Seasonal Baking: Easy as Pie

How To Make Pies From In-Season, Fresh Fruit

© Margaret Koch

Jul 25, 2009
Easy as Pie, parrotnation
This season, create quick, delicious desserts for your family and friends. These easy-to-make recipes create the best pies for any occasion.

In late summer and fall, many fruits are at their peak. While it’s always fun (and tasty) to eat fruits like cherries, apples, raspberries, and blueberries straight from the tree or bush, using these same fruits in baking can be an equally gratifying way to enjoy your local harvest. Fruit pies, for example, are vitamin-rich and fun-filled crowd pleasers. After all, no matter what the season, who can resist a fresh, homemade pie?

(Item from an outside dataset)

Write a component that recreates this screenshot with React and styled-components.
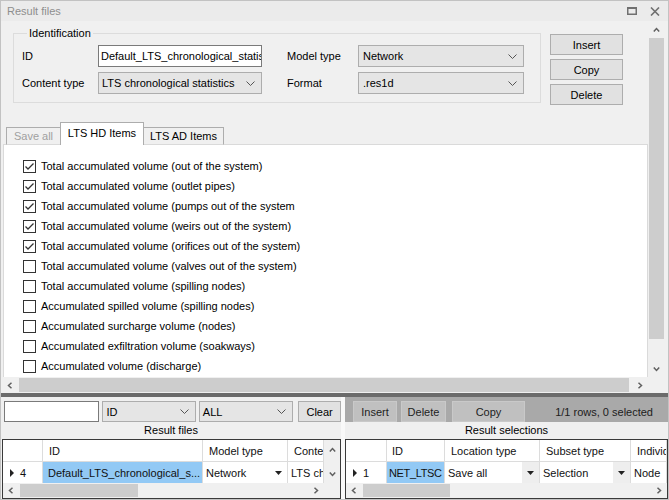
import React from 'react';
import styled, { createGlobalStyle } from 'styled-components';

const GlobalStyle = createGlobalStyle`
  html, body { margin: 0; padding: 0; background: #f0f0f0; }
  body { font-family: "Liberation Sans", Arial, sans-serif; font-size: 11px; color: #000; }
  * { box-sizing: border-box; }
`;

const Window = styled.div`
  width: 669px;
  height: 500px;
  display: flex;
  flex-direction: column;
  background: #f0f0f0;
  border: 1px solid #c2c2c2;
  overflow: hidden;
`;

const TitleBar = styled.div`
  height: 20px;
  flex: 0 0 20px;
  display: flex;
  align-items: center;
  padding: 0 8px 0 6px;
  background: #ebebeb;
  color: #8e8e8e;
  font-size: 11px;
`;

const TitleText = styled.span`
  flex: 1;
`;

const TitleControls = styled.div`
  display: flex;
  align-items: center;
  gap: 13px;
`;

const Upper = styled.div`
  flex: 0 0 372px;
  display: grid;
  grid-template-columns: 1fr 17px;
  grid-template-rows: 1fr 16px;
  padding-right: 3px;
`;

const ScrollContent = styled.div`
  display: flex;
  flex-direction: column;
  overflow: hidden;
  padding-left: 2px;
`;

const TopRow = styled.div`
  display: flex;
  align-items: flex-start;
  gap: 9px;
  padding: 6px 0 0 10px;
`;

const GroupBox = styled.fieldset`
  margin: 0;
  width: 528px;
  padding: 6px 16px 8px 8px;
  border: 1px solid #dcdcdc;
`;

const Legend = styled.legend`
  padding: 0 2px;
  margin-left: 5px;
  font-size: 11px;
`;

const FormGrid = styled.div`
  display: grid;
  grid-template-columns: 76px 164px 96px 166px;
  grid-auto-rows: 22px;
  row-gap: 5px;
  align-items: center;
`;

const Label = styled.div`
  padding-left: ${p => p.$indent || 0}px;
  white-space: nowrap;
`;

const TextBox = styled.div`
  height: ${p => p.$h || 22}px;
  width: ${p => (p.$w ? `${p.$w}px` : 'auto')};
  border: 1px solid #7a7a7a;
  background: #fff;
  padding: 0 2px;
  display: flex;
  align-items: center;
  white-space: nowrap;
  overflow: hidden;
`;

const Select = styled.div`
  height: ${p => p.$h || 22}px;
  width: ${p => (p.$w ? `${p.$w}px` : 'auto')};
  border: 1px solid #adadad;
  background: #e5e5e5;
  padding: 0 6px 0 ${p => p.$pl || 3}px;
  display: flex;
  align-items: center;
  justify-content: space-between;
  white-space: nowrap;
`;

const ButtonColumn = styled.div`
  display: flex;
  flex-direction: column;
  gap: 4px;
  margin-top: 7px;
`;

const Button = styled.div`
  width: ${p => p.$w || 73}px;
  height: ${p => p.$h || 21}px;
  border: 1px solid #adadad;
  background: #e1e1e1;
  display: flex;
  align-items: center;
  justify-content: center;
  margin-left: ${p => p.$ml || 0}px;
`;

const DarkButton = styled(Button)`
  background: #c0c0c0;
  border-color: #c9c9c9;
  color: #1e1e1e;
`;

const TabStrip = styled.div`
  display: flex;
  align-items: flex-end;
  height: 23px;
  margin-top: 17px;
  padding-left: 3px;
  margin-bottom: -1px;
  position: relative;
  z-index: 1;
`;

const Tab = styled.div`
  width: ${p => p.$w}px;
  height: ${p => (p.$active ? 23 : 18)}px;
  margin-left: ${p => (p.$first ? 0 : -1)}px;
  border: 1px solid #adadad;
  border-bottom: ${p => (p.$active ? 'none' : '1px solid #dadada')};
  background: ${p => (p.$active ? '#fff' : '#f0f0f0')};
  color: ${p => (p.$disabled ? '#a0a0a0' : '#000')};
  display: flex;
  align-items: center;
  justify-content: center;
  padding-bottom: ${p => (p.$active ? 2 : 0)}px;
  position: relative;
  z-index: ${p => (p.$active ? 2 : 1)};
`;

const Panel = styled.div`
  flex: 1;
  background: #fff;
  border: 1px solid #dadada;
  border-bottom: none;
  padding: 11px 0 0 19px;
  overflow: hidden;
`;

const CheckRow = styled.div`
  height: 20px;
  display: flex;
  align-items: center;
  gap: 5px;
  white-space: nowrap;
`;

const Box = styled.div`
  width: 13px;
  height: 13px;
  border: 1px solid #333;
  background: #fff;
  display: flex;
  align-items: center;
  justify-content: center;
`;

const VScroll = styled.div`
  display: flex;
  flex-direction: column;
  background: #f0f0f0;
`;

const HScroll = styled.div`
  display: flex;
  background: #f0f0f0;
  height: ${p => p.$h || 16}px;
`;

const ArrowCell = styled.div`
  flex: 0 0 ${p => p.$s || 17}px;
  display: flex;
  align-items: center;
  justify-content: center;
`;

const Thumb = styled.div`
  background: #cdcdcd;
  flex: 0 0 ${p => p.$len}px;
  margin: ${p => (p.$vertical ? '0 1px' : '1px 0')};
  margin-left: ${p => (p.$offset != null ? `${p.$offset}px` : undefined)};
`;

const Spacer = styled.div`
  flex: 1;
`;

const Corner = styled.div`
  background: #f0f0f0;
`;

const Splitter = styled.div`
  flex: 0 0 4px;
  background: #6b6b6b;
`;

const Bottom = styled.div`
  flex: 1;
  display: flex;
  min-height: 0;
`;

const Pane = styled.div`
  display: flex;
  flex-direction: column;
  width: ${p => (p.$w ? `${p.$w}px` : 'auto')};
  flex: ${p => (p.$w ? '0 0 auto' : '1')};
  min-width: 0;
`;

const Divider = styled.div`
  flex: 0 0 4px;
  background: #f9f9f9;
`;

const Toolbar = styled.div`
  height: 25px;
  flex: 0 0 25px;
  display: flex;
  align-items: flex-start;
  gap: ${p => p.$gap || 3}px;
  padding: 4px 0 0 ${p => p.$pl || 3}px;
  background: ${p => p.$bg || '#f0f0f0'};
`;

const StatusText = styled.div`
  margin-left: auto;
  margin-right: 15px;
  height: 21px;
  display: flex;
  align-items: center;
  color: #202020;
`;

const Caption = styled.div`
  height: 17px;
  flex: 0 0 17px;
  display: flex;
  align-items: center;
  justify-content: center;
  padding-bottom: 1px;
`;

const DataGrid = styled.div`
  display: grid;
  grid-template-columns: ${p => p.$cols};
  grid-template-rows: 22px 21px 15px;
  border: 1px solid #3a3a3a;
  background: #fff;
  height: 60px;
  overflow: hidden;
  margin-left: ${p => p.$ml || 0}px;
`;

const HeadCell = styled.div`
  border-right: 1px solid #dcdcdc;
  border-bottom: 1px solid #dcdcdc;
  padding-left: ${p => p.$pl || 6}px;
  display: flex;
  align-items: center;
  white-space: nowrap;
  overflow: hidden;
  min-width: 0;
  color: #111;
`;

const Cell = styled.div`
  border-right: 1px solid #dcdcdc;
  padding-left: ${p => p.$pl || 3}px;
  display: flex;
  align-items: center;
  white-space: nowrap;
  overflow: hidden;
  min-width: 0;
  background: ${p => (p.$selected ? '#92c9f5' : '#fff')};
  color: #111;
  letter-spacing: ${p => (p.$tight ? '-0.35px' : 'normal')};
`;

const RowHeadCell = styled(Cell)`
  padding-left: 7px;
  gap: 6px;
`;

const DropCell = styled(Cell)`
  justify-content: space-between;
  padding-right: 0;
`;

const DropButton = styled.div`
  width: 17px;
  height: 100%;
  flex: 0 0 17px;
  display: flex;
  align-items: center;
  justify-content: center;
  background: ${p => (p.$boxed ? '#eeeeee' : '#fff')};
`;

const GridVScroll = styled.div`
  grid-row: 1 / span 2;
  grid-column: ${p => p.$col};
  background: #f0f0f0;
  display: flex;
  flex-direction: column;
  justify-content: space-between;
  align-items: center;
  padding: 7px 0 6px;
`;

const GridHScroll = styled(HScroll)`
  grid-column: ${p => p.$span};
`;

const Chevron = ({ dir, color = '#606060' }) => {
  const vertical = dir === 'up' || dir === 'down';
  const pts = {
    up: '0.8,4.5 3.5,1.5 6.2,4.5',
    down: '0.8,1.5 3.5,4.5 6.2,1.5',
    left: '4.5,0.8 1.5,3.5 4.5,6.2',
    right: '1.5,0.8 4.5,3.5 1.5,6.2',
  }[dir];
  return (
    <svg width={vertical ? 7 : 6} height={vertical ? 6 : 7} viewBox={vertical ? '0 0 7 6' : '0 0 6 7'}>
      <polyline points={pts} fill="none" stroke={color} strokeWidth="1.5" />
    </svg>
  );
};

const SelectArrow = () => (
  <svg width="9" height="5" viewBox="0 0 9 5">
    <polyline points="0.5,0.5 4.5,4.5 8.5,0.5" fill="none" stroke="#555" strokeWidth="1" />
  </svg>
);

const SmallTriangle = () => (
  <svg width="7" height="4" viewBox="0 0 7 4">
    <polygon points="0,0 7,0 3.5,4" fill="#222" />
  </svg>
);

const RowPointer = () => (
  <svg width="4" height="8" viewBox="0 0 4 8">
    <polygon points="0,0 4,4 0,8" fill="#222" />
  </svg>
);

const Check = () => (
  <svg width="11" height="11" viewBox="0 0 11 11">
    <polyline points="1.5,5.5 4,8 9.5,2.5" fill="none" stroke="#333" strokeWidth="1.3" />
  </svg>
);

const items = [
  ['Total accumulated volume (out of the system)', true],
  ['Total accumulated volume (outlet pipes)', true],
  ['Total accumulated volume (pumps out of the system', true],
  ['Total accumulated volume (weirs out of the system)', true],
  ['Total accumulated volume (orifices out of the system)', true],
  ['Total accumulated volume (valves out of the system)', false],
  ['Total accumulated volume (spilling nodes)', false],
  ['Accumulated spilled volume (spilling nodes)', false],
  ['Accumulated surcharge volume (nodes)', false],
  ['Accumulated exfiltration volume (soakways)', false],
  ['Accumulated volume (discharge)', false],
];

export default function App() {
  return (
    <>
      <GlobalStyle />
      <Window>
        <TitleBar>
          <TitleText>Result files</TitleText>
          <TitleControls>
            <svg width="10" height="8" viewBox="0 0 10 8">
              <rect x="0.75" y="1" width="8.5" height="6.25" fill="none" stroke="#707070" strokeWidth="1.5" />
              <rect x="0" y="0" width="10" height="2" fill="#707070" />
            </svg>
            <svg width="10" height="9" viewBox="0 0 10 9">
              <path d="M1 0.5 L9 8.5 M9 0.5 L1 8.5" stroke="#707070" strokeWidth="1.6" />
            </svg>
          </TitleControls>
        </TitleBar>

        <Upper>
          <ScrollContent>
            <TopRow>
              <GroupBox>
                <Legend>Identification</Legend>
                <FormGrid>
                  <Label>ID</Label>
                  <TextBox>Default_LTS_chronological_statis</TextBox>
                  <Label $indent={25}>Model type</Label>
                  <Select $pl={4}>
                    <span>Network</span>
                    <SelectArrow />
                  </Select>
                  <Label>Content type</Label>
                  <Select>
                    <span>LTS chronological statistics</span>
                    <SelectArrow />
                  </Select>
                  <Label $indent={25}>Format</Label>
                  <Select $pl={4}>
                    <span>.res1d</span>
                    <SelectArrow />
                  </Select>
                </FormGrid>
              </GroupBox>
              <ButtonColumn>
                <Button>Insert</Button>
                <Button>Copy</Button>
                <Button>Delete</Button>
              </ButtonColumn>
            </TopRow>

            <TabStrip>
              <Tab $w={55} $first $disabled>Save all</Tab>
              <Tab $w={84} $active>LTS HD Items</Tab>
              <Tab $w={81}>LTS AD Items</Tab>
            </TabStrip>
            <Panel>
              {items.map(([text, checked]) => (
                <CheckRow key={text}>
                  <Box>{checked && <Check />}</Box>
                  <span>{text}</span>
                </CheckRow>
              ))}
            </Panel>
          </ScrollContent>

          <VScroll>
            <ArrowCell $s={17}><Chevron dir="up" /></ArrowCell>
            <Thumb $vertical $len={301} />
            <Spacer />
            <ArrowCell $s={17}><Chevron dir="down" /></ArrowCell>
          </VScroll>

          <HScroll>
            <ArrowCell $s={17}><Chevron dir="left" /></ArrowCell>
            <Thumb $len={610} $offset={1} />
            <Spacer />
            <ArrowCell $s={17}><Chevron dir="right" /></ArrowCell>
          </HScroll>
          <Corner />
        </Upper>

        <Splitter />

        <Bottom>
          <Pane $w={340}>
            <Toolbar>
              <TextBox $w={96} $h={21} />
              <Select $w={94} $h={21} $pl={3}>
                <span>ID</span>
                <SelectArrow />
              </Select>
              <Select $w={95} $h={21} $pl={3}>
                <span>ALL</span>
                <SelectArrow />
              </Select>
              <Button $w={43} $ml={2}>Clear</Button>
            </Toolbar>
            <Caption>Result files</Caption>
            <DataGrid $cols="40px 160px 85px minmax(0, 1fr) 16px" $ml={1}>
              <HeadCell />
              <HeadCell>ID</HeadCell>
              <HeadCell>Model type</HeadCell>
              <HeadCell>Content type</HeadCell>
              <GridVScroll $col={5}>
                <Chevron dir="up" />
                <Chevron dir="down" />
              </GridVScroll>
              <RowHeadCell><RowPointer /><span>4</span></RowHeadCell>
              <Cell $selected $pl={5}><span>Default_LTS_chronological_s...</span></Cell>
              <DropCell>
                <span>Network</span>
                <DropButton><SmallTriangle /></DropButton>
              </DropCell>
              <Cell><span>LTS chronological statistics</span></Cell>
              <GridHScroll $span="1 / span 4" $h={15}>
                <ArrowCell $s={15}><Chevron dir="left" /></ArrowCell>
                <Thumb $len={118} $offset={2} />
                <Spacer />
                <ArrowCell $s={17}><Chevron dir="right" /></ArrowCell>
              </GridHScroll>
              <Corner />
            </DataGrid>
          </Pane>

          <Divider />

          <Pane>
            <Toolbar $bg="#a9a9a9" $pl={8} $gap={4}>
              <DarkButton $w={44}>Insert</DarkButton>
              <DarkButton $w={45}>Delete</DarkButton>
              <DarkButton $w={73} $ml={2}>Copy</DarkButton>
              <StatusText>1/1 rows, 0 selected</StatusText>
            </Toolbar>
            <Caption>Result selections</Caption>
            <DataGrid $cols="41px 58px 95px 91px minmax(0, 1fr)">
              <HeadCell />
              <HeadCell $pl={5}>ID</HeadCell>
              <HeadCell>Location type</HeadCell>
              <HeadCell>Subset type</HeadCell>
              <HeadCell>Individual</HeadCell>
              <RowHeadCell><RowPointer /><span>1</span></RowHeadCell>
              <Cell $selected $pl={2} $tight><span>NET_LTSC</span></Cell>
              <DropCell>
                <span>Save all</span>
                <DropButton $boxed><SmallTriangle /></DropButton>
              </DropCell>
              <DropCell>
                <span>Selection</span>
                <DropButton $boxed><SmallTriangle /></DropButton>
              </DropCell>
              <Cell><span>Node</span></Cell>
              <GridHScroll $span="1 / span 5" $h={15}>
                <ArrowCell $s={15}><Chevron dir="left" /></ArrowCell>
                <Thumb $len={87} $offset={2} />
                <Spacer />
                <ArrowCell $s={17}><Chevron dir="right" /></ArrowCell>
              </GridHScroll>
            </DataGrid>
          </Pane>
        </Bottom>
      </Window>
    </>
  );
}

Below are some tried and true recipes which can help you create this year’s best pies.

The Crust

Before venturing to make any pie, it’s important to consider the crust. Does it call for a traditional crust or for an alternative (such as a graham cracker crust)? Does the pie need both a base and a top-cover crust? Is a store-bought crust as good as the homemade version?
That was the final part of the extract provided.